Digital Death and Immortality

Digital Death and Immortality
Project Description
The ‘Digital Death and Immortality’ project team are working to develop a philosophically-informed ethical approach for managing the ‘digital remains’ of internet users who have died. In the 21st century, death has an unavoidably digital dimension, including in the so-called “digital remains” that we leave behind when we die. How to deal with these digital remains has been a significant question for individuals, governments, and corporations alike. Now, emerging artificial intelligence technologies have made it possible to reuse and interact with these digital remains. ‘Ghostbots’ or ‘deathbots’ – interactive AI agents designed to mimic people who have died – are no longer science fiction, but an increasingly visible commercial reality.
These technologies offers new ways of commemorating the dead and for managing grief, and potentially for managing the practical affairs of the dead long after they have passed. Yet these technologies also threaten to exploit the dead, and to change our relationship to them in troubling ways. How are we to live with these digital ghosts?
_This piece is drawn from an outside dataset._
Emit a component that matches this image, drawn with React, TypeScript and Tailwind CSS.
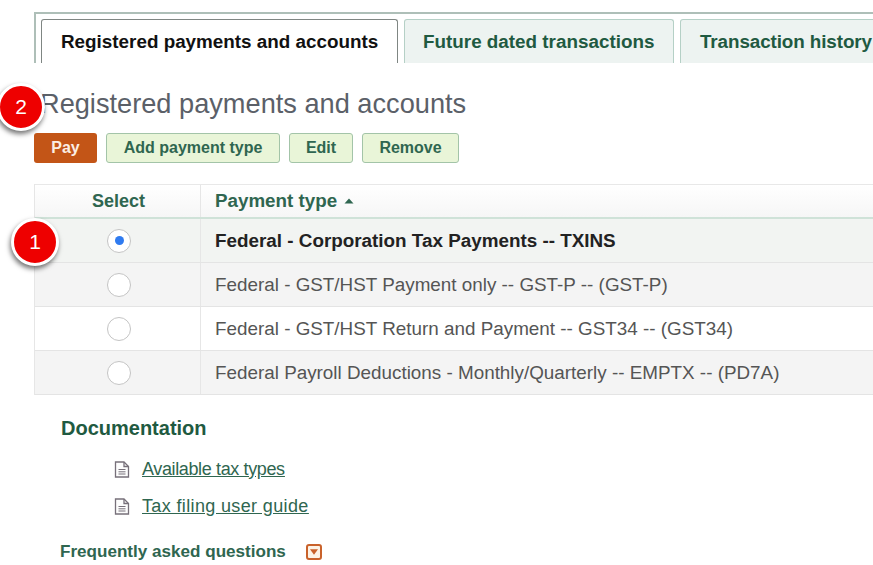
const rows = [
  { label: "Federal - Corporation Tax Payments -- TXINS", selected: true, bg: "bg-[#f2f4f2]" },
  { label: "Federal - GST/HST Payment only -- GST-P -- (GST-P)", selected: false, bg: "bg-[#f4f4f4]" },
  { label: "Federal - GST/HST Return and Payment -- GST34 -- (GST34)", selected: false, bg: "bg-white" },
  { label: "Federal Payroll Deductions - Monthly/Quarterly -- EMPTX -- (PD7A)", selected: false, bg: "bg-[#f4f4f4]" },
]

function Tab({ label, active, className }: { label: string; active?: boolean; className: string }) {
  return (
    <div
      className={`flex h-[44px] shrink-0 items-center rounded-t-[3px] border border-b-0 pt-[2px] text-[18.85px] font-bold ${
        active ? "border-[#7f8683] bg-white text-[#111]" : "border-[#b5d0c6] bg-[#edf3f1] text-[#1f5a41]"
      } ${className}`}
    >
      {label}
    </div>
  )
}

function ActionButton({ label, className }: { label: string; className: string }) {
  return (
    <button className={`flex h-[30px] items-center justify-center rounded-[3px] border border-[#a3c4a8] bg-[#e9f5d8] text-[16px] font-bold text-[#2f6650] ${className}`}>
      {label}
    </button>
  )
}

function Badge({ n, className }: { n: number; className: string }) {
  return (
    <div className={`absolute flex h-[48px] w-[48px] items-center justify-center rounded-full border-[3px] border-white bg-[#ee0000] text-[21px] text-white shadow-[-1px_3px_5px_rgba(0,0,0,0.55)] ${className}`}>
      {n}
    </div>
  )
}

function DocIcon() {
  return (
    <svg width="16" height="17" viewBox="0 0 16 17" fill="none" stroke="#77707a" strokeWidth="1.3" className="shrink-0">
      <path d="M1.5 1h8.5l4.5 4.5V16h-13z" fill="#fdfdfd" />
      <path d="M10 1v4.5h4.5" />
      <path d="M4.5 8.5h7M4.5 10.8h7M4.5 13h7" strokeWidth="1" />
    </svg>
  )
}

export default function App() {
  return (
    <div className="relative h-[565px] w-[873px] overflow-hidden bg-white font-['Liberation_Sans',Arial,sans-serif]">
      <div className="ml-[34px] mt-[12px] flex h-[51px] gap-[6px] border-l-2 border-t-2 border-[#aebfb8] pl-[5px] pt-[5px]">
        <Tab label="Registered payments and accounts" active className="w-[357px] pl-[19px]" />
        <Tab label="Future dated transactions" className="w-[270px] pl-[18px]" />
        <Tab label="Transaction history" className="w-[220px] pl-[19px] tracking-[-0.1px]" />
      </div>

      <h1 className="ml-[40px] mt-[25px] text-[27.2px] leading-[32px] text-[#5b6068]">Registered payments and accounts</h1>

      <div className="ml-[34px] mt-[13px] flex gap-[9px]">
        <button className="flex h-[30px] w-[63px] items-center justify-center rounded-[3px] bg-[#c35517] text-[16px] font-bold text-[#fbeee4]">Pay</button>
        <ActionButton label="Add payment type" className="w-[174px]" />
        <ActionButton label="Edit" className="w-[64px]" />
        <ActionButton label="Remove" className="w-[97px]" />
      </div>

      <div className="ml-[34px] mt-[21px] w-[860px] border-l border-[#e6e6e6]">
        <div className="flex h-[35px] border-b-2 border-t border-b-[#cfe2d8] border-t-[#e8e8e8] bg-gradient-to-b from-white to-[#f6f6f6] font-bold text-[#2f6650]">
          <div className="flex w-[166px] items-center justify-center border-r border-[#e6e6e6] pl-[2px] text-[18px]">Select</div>
          <div className="flex items-center pl-[14px] text-[18.8px]">
            Payment type
            <svg width="10" height="6" viewBox="0 0 10 6" className="ml-[7px]">
              <path d="M5 0.5 9.5 5.5H0.5z" fill="#2f6650" />
            </svg>
          </div>
        </div>
        {rows.map((row) => (
          <div key={row.label} className={`flex h-[44px] border-b border-[#e4e4e4] ${row.bg}`}>
            <div className="flex w-[166px] items-center justify-center border-r border-[#e6e6e6] pl-[3px]">
              <span className="flex h-[24px] w-[24px] items-center justify-center rounded-full border border-[#c4c4c4] bg-white">
                {row.selected && <span className="h-[9px] w-[9px] rounded-full bg-[#2f7bf0]" />}
              </span>
            </div>
            <div className={`flex items-center pl-[14px] pt-[2px] text-[18.85px] ${row.selected ? "font-bold text-[#222]" : "text-[#555]"}`}>
              {row.label}
            </div>
          </div>
        ))}
      </div>

      <h2 className="ml-[61px] mt-[21px] text-[20px] font-bold leading-[24px] text-[#1f5a41]">Documentation</h2>
      <div className="ml-[114px] mt-[18px] flex items-center gap-[12px] text-[18px] leading-[22px] tracking-[-0.37px] text-[#2f6650] underline">
        <DocIcon />
        <a>Available tax types</a>
      </div>
      <div className="ml-[114px] mt-[15px] flex items-center gap-[12px] text-[18px] leading-[22px] tracking-[0.36px] text-[#2f6650] underline">
        <DocIcon />
        <a>Tax filing user guide</a>
      </div>
      <div className="ml-[60px] mt-[25px] flex items-center gap-[20px] text-[17.08px] font-bold leading-[20px] text-[#2f6650]">
        Frequently asked questions
        <span className="flex h-[16px] w-[16px] items-center justify-center rounded-[3px] border-2 border-[#c9622b] bg-[#fdf3e6]">
          <svg width="8" height="6" viewBox="0 0 7 5">
            <path d="M0 0h7L3.5 5z" fill="#c9622b" />
          </svg>
        </span>
      </div>

      <Badge n={1} className="left-[11px] top-[218px]" />
      <Badge n={2} className="left-[-3px] top-[83px]" />
    </div>
  )
}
Do we have a right to reanimate the dead in this way, and under what conditions?
Expected outcomes of the project include guidance for the ethical use of these technologies and policy recommendations for regulating the reuse of digital remains and helping to articulate the uses, limits, and dangers of digital reanimation.
Project Team

Chief Investigator: A/Prof. Patrick Stokes
(Philosophy, Deakin University)

Partner Investigator: Dr Adam Buben
(Philosophy, Leiden University, Netherlands)
PhD Student: Vipra Chopra
(Deakin University)
Publications and Submissions
- Stokes, P. (forthcoming) “Sensing Presence: Deathbots and Bereavement Hallucinations” Phenomenology and the Cognitive Sciences online early: https://link.springer.com/article/10.1007/s11097-025-10064-9
- Buben, A., Neil, T., Stokes, P. (2024) “Protecting the Dead in the AI Era” (submission to Department of Industry, Science and Resources consultation round on Introducing Mandatory Guardrails on AI in High-Risk Settings) https://consult.industry.gov.au/ai-mandatory-guardrails/submission/view/28
- Stokes, P. “The Dead and AI” [in Japanese] RITA Magazine, Vol. 2: The Dead and Technology 18 March 2025
- Buben, A. and Stokes, P. (2024) “Cryonics, Survival and the Irreversibility of Death” Blog of the American Philosophical Association 10 October 2024 https://blog.apaonline.org/2024/10/10/cryonics-survival-and-the-irreversibility-of-death/
- Stokes, P. (2024) “Should We Fear the Deathbots?” DiDe Blog (University of Helsinki), 7 September 2024 https://www.helsinki.fi/en/researchgroups/digital-death-transforming-history-rituals-and-afterlife/blog/should-we-fear-the-deathbots
Project Details
Project Start Date: 01/01/2024
Project End Date: 31/12/2026
Project Funding: This project is funded by the Australian Research Council under the Discovery Projects scheme ($93,029)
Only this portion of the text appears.